(Directions):
Omit every image, and transcribe the remaining entries exactly as given.

(Records for this exercise):
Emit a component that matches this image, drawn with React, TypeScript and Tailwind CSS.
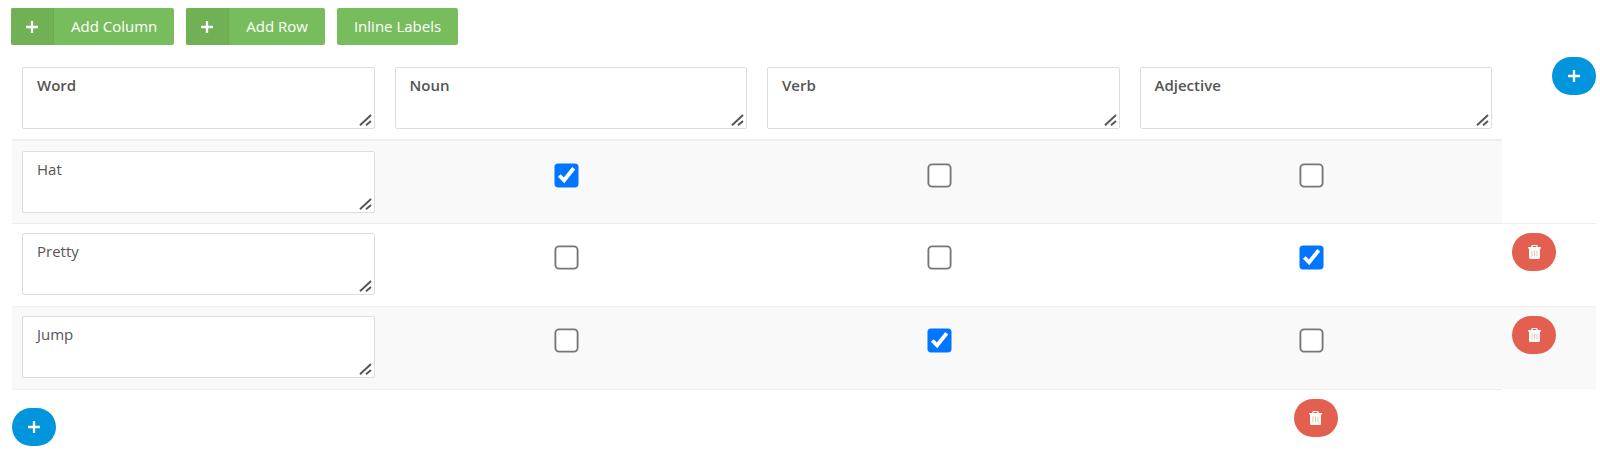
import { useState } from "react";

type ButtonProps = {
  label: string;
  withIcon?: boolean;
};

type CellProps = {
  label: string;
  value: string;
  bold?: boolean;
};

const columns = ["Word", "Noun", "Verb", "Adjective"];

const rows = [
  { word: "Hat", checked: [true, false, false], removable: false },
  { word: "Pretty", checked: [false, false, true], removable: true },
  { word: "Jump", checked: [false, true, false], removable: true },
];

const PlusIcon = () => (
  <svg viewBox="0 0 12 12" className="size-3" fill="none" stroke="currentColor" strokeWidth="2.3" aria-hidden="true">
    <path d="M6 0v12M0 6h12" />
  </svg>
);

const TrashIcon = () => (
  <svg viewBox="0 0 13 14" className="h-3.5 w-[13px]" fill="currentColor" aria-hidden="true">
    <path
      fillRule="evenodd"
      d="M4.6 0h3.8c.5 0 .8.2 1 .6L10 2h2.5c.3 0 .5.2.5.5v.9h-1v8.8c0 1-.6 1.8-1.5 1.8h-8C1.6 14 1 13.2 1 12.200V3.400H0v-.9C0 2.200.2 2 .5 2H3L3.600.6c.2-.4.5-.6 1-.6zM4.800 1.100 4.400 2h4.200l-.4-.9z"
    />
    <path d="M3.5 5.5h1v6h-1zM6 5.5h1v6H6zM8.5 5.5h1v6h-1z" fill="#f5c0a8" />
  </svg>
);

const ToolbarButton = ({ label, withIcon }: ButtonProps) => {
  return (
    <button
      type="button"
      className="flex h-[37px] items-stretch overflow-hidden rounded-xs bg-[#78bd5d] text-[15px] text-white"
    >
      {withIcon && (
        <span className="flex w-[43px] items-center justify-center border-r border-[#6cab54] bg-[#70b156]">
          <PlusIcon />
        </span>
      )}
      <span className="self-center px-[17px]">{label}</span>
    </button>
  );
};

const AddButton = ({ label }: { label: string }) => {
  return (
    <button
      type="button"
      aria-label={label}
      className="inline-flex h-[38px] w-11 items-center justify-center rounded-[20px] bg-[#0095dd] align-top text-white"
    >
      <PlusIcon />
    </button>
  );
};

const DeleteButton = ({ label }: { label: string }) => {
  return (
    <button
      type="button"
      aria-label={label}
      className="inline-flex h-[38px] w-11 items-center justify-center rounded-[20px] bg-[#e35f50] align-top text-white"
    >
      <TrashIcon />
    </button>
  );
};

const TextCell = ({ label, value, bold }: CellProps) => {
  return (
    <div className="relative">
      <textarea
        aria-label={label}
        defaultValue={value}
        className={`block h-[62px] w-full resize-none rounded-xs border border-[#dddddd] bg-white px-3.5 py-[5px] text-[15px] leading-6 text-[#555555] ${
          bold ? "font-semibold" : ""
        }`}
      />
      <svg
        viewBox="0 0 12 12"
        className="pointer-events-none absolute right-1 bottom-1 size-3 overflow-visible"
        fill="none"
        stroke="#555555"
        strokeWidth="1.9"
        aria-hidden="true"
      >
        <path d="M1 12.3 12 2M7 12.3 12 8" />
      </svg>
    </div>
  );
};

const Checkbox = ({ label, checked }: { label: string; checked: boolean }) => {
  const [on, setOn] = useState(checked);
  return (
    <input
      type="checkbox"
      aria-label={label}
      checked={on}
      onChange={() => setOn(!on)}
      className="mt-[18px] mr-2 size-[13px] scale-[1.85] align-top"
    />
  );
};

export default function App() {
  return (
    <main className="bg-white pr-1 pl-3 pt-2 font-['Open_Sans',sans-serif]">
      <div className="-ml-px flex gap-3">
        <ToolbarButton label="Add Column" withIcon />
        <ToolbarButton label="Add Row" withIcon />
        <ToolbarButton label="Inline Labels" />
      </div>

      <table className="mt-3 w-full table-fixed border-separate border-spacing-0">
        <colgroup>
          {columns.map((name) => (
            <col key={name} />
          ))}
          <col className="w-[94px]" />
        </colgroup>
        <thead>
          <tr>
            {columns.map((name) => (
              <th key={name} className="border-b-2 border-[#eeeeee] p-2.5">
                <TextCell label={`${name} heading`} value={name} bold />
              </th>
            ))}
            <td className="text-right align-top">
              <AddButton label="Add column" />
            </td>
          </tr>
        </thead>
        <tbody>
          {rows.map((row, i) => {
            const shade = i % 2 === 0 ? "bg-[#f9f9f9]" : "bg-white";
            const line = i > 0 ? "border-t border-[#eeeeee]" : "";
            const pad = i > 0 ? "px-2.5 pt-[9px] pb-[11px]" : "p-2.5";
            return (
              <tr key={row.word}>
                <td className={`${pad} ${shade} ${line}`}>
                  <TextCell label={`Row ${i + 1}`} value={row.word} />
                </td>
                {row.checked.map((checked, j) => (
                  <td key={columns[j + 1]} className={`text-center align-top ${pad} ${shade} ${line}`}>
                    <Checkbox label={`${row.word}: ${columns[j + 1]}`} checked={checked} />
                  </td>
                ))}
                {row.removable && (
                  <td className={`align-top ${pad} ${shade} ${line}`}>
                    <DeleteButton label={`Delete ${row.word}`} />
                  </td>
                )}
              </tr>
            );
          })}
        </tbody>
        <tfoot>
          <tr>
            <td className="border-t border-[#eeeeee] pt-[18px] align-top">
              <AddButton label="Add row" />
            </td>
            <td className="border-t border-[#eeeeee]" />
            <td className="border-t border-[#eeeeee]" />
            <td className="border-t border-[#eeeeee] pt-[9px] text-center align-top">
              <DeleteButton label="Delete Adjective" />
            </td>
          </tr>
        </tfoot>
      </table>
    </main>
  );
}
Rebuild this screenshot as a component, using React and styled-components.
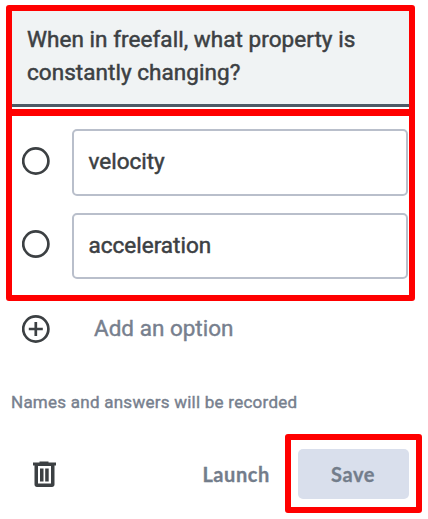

(Completed task):
Emit a component that matches this image, drawn with React, TypeScript and Tailwind CSS.
import { useState } from "react";

type ButtonProps = {
  label: string;
  withIcon?: boolean;
};

type CellProps = {
  label: string;
  value: string;
  bold?: boolean;
};

const columns = ["Word", "Noun", "Verb", "Adjective"];

const rows = [
  { word: "Hat", checked: [true, false, false], removable: false },
  { word: "Pretty", checked: [false, false, true], removable: true },
  { word: "Jump", checked: [false, true, false], removable: true },
];

const PlusIcon = () => (
  <svg viewBox="0 0 12 12" className="size-3" fill="none" stroke="currentColor" strokeWidth="2.3" aria-hidden="true">
    <path d="M6 0v12M0 6h12" />
  </svg>
);

const TrashIcon = () => (
  <svg viewBox="0 0 13 14" className="h-3.5 w-[13px]" fill="currentColor" aria-hidden="true">
    <path
      fillRule="evenodd"
      d="M4.6 0h3.8c.5 0 .8.2 1 .6L10 2h2.5c.3 0 .5.2.5.5v.9h-1v8.8c0 1-.6 1.8-1.5 1.8h-8C1.6 14 1 13.2 1 12.200V3.400H0v-.9C0 2.200.2 2 .5 2H3L3.600.6c.2-.4.5-.6 1-.6zM4.800 1.100 4.400 2h4.200l-.4-.9z"
    />
    <path d="M3.5 5.5h1v6h-1zM6 5.5h1v6H6zM8.5 5.5h1v6h-1z" fill="#f5c0a8" />
  </svg>
);

const ToolbarButton = ({ label, withIcon }: ButtonProps) => {
  return (
    <button
      type="button"
      className="flex h-[37px] items-stretch overflow-hidden rounded-xs bg-[#78bd5d] text-[15px] text-white"
    >
      {withIcon && (
        <span className="flex w-[43px] items-center justify-center border-r border-[#6cab54] bg-[#70b156]">
          <PlusIcon />
        </span>
      )}
      <span className="self-center px-[17px]">{label}</span>
    </button>
  );
};

const AddButton = ({ label }: { label: string }) => {
  return (
    <button
      type="button"
      aria-label={label}
      className="inline-flex h-[38px] w-11 items-center justify-center rounded-[20px] bg-[#0095dd] align-top text-white"
    >
      <PlusIcon />
    </button>
  );
};

const DeleteButton = ({ label }: { label: string }) => {
  return (
    <button
      type="button"
      aria-label={label}
      className="inline-flex h-[38px] w-11 items-center justify-center rounded-[20px] bg-[#e35f50] align-top text-white"
    >
      <TrashIcon />
    </button>
  );
};

const TextCell = ({ label, value, bold }: CellProps) => {
  return (
    <div className="relative">
      <textarea
        aria-label={label}
        defaultValue={value}
        className={`block h-[62px] w-full resize-none rounded-xs border border-[#dddddd] bg-white px-3.5 py-[5px] text-[15px] leading-6 text-[#555555] ${
          bold ? "font-semibold" : ""
        }`}
      />
      <svg
        viewBox="0 0 12 12"
        className="pointer-events-none absolute right-1 bottom-1 size-3 overflow-visible"
        fill="none"
        stroke="#555555"
        strokeWidth="1.9"
        aria-hidden="true"
      >
        <path d="M1 12.3 12 2M7 12.3 12 8" />
      </svg>
    </div>
  );
};

const Checkbox = ({ label, checked }: { label: string; checked: boolean }) => {
  const [on, setOn] = useState(checked);
  return (
    <input
      type="checkbox"
      aria-label={label}
      checked={on}
      onChange={() => setOn(!on)}
      className="mt-[18px] mr-2 size-[13px] scale-[1.85] align-top"
    />
  );
};

export default function App() {
  return (
    <main className="bg-white pr-1 pl-3 pt-2 font-['Open_Sans',sans-serif]">
      <div className="-ml-px flex gap-3">
        <ToolbarButton label="Add Column" withIcon />
        <ToolbarButton label="Add Row" withIcon />
        <ToolbarButton label="Inline Labels" />
      </div>

      <table className="mt-3 w-full table-fixed border-separate border-spacing-0">
        <colgroup>
          {columns.map((name) => (
            <col key={name} />
          ))}
          <col className="w-[94px]" />
        </colgroup>
        <thead>
          <tr>
            {columns.map((name) => (
              <th key={name} className="border-b-2 border-[#eeeeee] p-2.5">
                <TextCell label={`${name} heading`} value={name} bold />
              </th>
            ))}
            <td className="text-right align-top">
              <AddButton label="Add column" />
            </td>
          </tr>
        </thead>
        <tbody>
          {rows.map((row, i) => {
            const shade = i % 2 === 0 ? "bg-[#f9f9f9]" : "bg-white";
            const line = i > 0 ? "border-t border-[#eeeeee]" : "";
            const pad = i > 0 ? "px-2.5 pt-[9px] pb-[11px]" : "p-2.5";
            return (
              <tr key={row.word}>
                <td className={`${pad} ${shade} ${line}`}>
                  <TextCell label={`Row ${i + 1}`} value={row.word} />
                </td>
                {row.checked.map((checked, j) => (
                  <td key={columns[j + 1]} className={`text-center align-top ${pad} ${shade} ${line}`}>
                    <Checkbox label={`${row.word}: ${columns[j + 1]}`} checked={checked} />
                  </td>
                ))}
                {row.removable && (
                  <td className={`align-top ${pad} ${shade} ${line}`}>
                    <DeleteButton label={`Delete ${row.word}`} />
                  </td>
                )}
              </tr>
            );
          })}
        </tbody>
        <tfoot>
          <tr>
            <td className="border-t border-[#eeeeee] pt-[18px] align-top">
              <AddButton label="Add row" />
            </td>
            <td className="border-t border-[#eeeeee]" />
            <td className="border-t border-[#eeeeee]" />
            <td className="border-t border-[#eeeeee] pt-[9px] text-center align-top">
              <DeleteButton label="Delete Adjective" />
            </td>
          </tr>
        </tfoot>
      </table>
    </main>
  );
}
Rebuild this screenshot as a component, using React and styled-components.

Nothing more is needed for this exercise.